EXERCISE GOAL
Wherever "React" appears in a line, list that line.

DATA SEGMENT

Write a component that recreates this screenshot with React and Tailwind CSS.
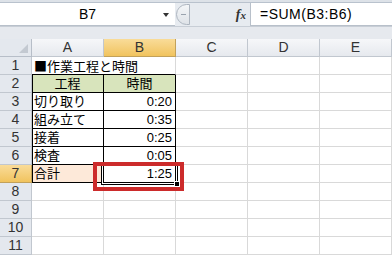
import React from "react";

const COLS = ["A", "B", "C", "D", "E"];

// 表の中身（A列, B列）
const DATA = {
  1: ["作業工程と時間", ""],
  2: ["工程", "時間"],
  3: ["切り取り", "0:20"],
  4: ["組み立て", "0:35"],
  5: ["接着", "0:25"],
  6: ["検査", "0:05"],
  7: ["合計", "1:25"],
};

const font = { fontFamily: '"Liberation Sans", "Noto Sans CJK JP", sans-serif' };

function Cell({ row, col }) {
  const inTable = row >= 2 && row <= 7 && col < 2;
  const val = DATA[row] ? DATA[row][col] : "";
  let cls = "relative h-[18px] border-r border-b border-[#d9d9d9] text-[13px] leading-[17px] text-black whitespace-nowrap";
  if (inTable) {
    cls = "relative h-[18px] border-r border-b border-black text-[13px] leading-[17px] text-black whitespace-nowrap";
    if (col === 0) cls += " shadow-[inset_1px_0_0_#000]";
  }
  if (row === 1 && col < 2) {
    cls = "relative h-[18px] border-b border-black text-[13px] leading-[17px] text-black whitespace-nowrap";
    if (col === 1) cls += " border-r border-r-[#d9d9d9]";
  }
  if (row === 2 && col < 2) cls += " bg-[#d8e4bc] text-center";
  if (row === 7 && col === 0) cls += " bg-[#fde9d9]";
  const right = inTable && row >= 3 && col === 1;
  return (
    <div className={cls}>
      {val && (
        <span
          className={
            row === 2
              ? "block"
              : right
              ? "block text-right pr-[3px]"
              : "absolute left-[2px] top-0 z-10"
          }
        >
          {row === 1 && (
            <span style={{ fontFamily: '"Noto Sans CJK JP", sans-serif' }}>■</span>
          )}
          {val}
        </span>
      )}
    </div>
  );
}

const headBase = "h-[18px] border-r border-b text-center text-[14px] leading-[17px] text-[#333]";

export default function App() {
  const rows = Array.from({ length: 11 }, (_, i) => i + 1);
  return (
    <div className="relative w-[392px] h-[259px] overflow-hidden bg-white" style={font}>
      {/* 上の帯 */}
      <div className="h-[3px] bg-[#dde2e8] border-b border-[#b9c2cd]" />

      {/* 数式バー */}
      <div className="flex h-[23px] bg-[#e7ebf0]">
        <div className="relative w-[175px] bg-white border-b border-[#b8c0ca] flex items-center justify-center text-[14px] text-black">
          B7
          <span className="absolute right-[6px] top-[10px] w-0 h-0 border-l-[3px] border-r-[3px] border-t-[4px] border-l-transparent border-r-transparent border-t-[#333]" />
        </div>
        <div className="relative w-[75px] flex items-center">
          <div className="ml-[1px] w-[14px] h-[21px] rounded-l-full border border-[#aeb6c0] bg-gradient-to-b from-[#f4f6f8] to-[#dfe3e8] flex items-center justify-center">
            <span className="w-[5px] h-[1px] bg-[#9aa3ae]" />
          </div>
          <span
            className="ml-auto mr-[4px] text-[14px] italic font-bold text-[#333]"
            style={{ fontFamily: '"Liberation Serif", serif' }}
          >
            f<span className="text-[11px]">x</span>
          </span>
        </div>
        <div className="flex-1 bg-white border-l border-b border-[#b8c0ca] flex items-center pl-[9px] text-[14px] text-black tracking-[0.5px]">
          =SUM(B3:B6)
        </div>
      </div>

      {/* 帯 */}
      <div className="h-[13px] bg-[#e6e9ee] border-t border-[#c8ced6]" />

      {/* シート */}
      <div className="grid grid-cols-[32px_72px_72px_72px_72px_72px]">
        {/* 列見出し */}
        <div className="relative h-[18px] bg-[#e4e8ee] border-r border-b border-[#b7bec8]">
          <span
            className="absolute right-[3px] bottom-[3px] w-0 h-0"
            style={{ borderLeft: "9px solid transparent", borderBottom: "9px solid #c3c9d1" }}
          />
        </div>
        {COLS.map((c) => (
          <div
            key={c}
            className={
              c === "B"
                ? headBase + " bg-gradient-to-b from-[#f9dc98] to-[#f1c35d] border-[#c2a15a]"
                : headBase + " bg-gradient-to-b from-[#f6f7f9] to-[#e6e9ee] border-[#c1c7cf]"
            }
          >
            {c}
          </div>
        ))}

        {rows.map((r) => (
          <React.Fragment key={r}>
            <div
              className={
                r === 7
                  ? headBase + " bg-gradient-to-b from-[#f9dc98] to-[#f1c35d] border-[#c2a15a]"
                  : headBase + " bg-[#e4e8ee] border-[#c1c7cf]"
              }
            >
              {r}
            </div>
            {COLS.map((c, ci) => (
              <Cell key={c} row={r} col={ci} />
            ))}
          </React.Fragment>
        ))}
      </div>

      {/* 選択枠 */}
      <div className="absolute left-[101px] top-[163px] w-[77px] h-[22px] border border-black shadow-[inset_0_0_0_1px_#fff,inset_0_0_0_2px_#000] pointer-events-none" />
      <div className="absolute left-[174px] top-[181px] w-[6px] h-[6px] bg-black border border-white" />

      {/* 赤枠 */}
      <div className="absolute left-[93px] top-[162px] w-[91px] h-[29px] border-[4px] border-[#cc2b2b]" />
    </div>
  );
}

REPLY TO THE EXERCISE
Write a component that recreates this screenshot with React and Tailwind CSS.
import React from "react";
          <React.Fragment key={r}>
          </React.Fragment>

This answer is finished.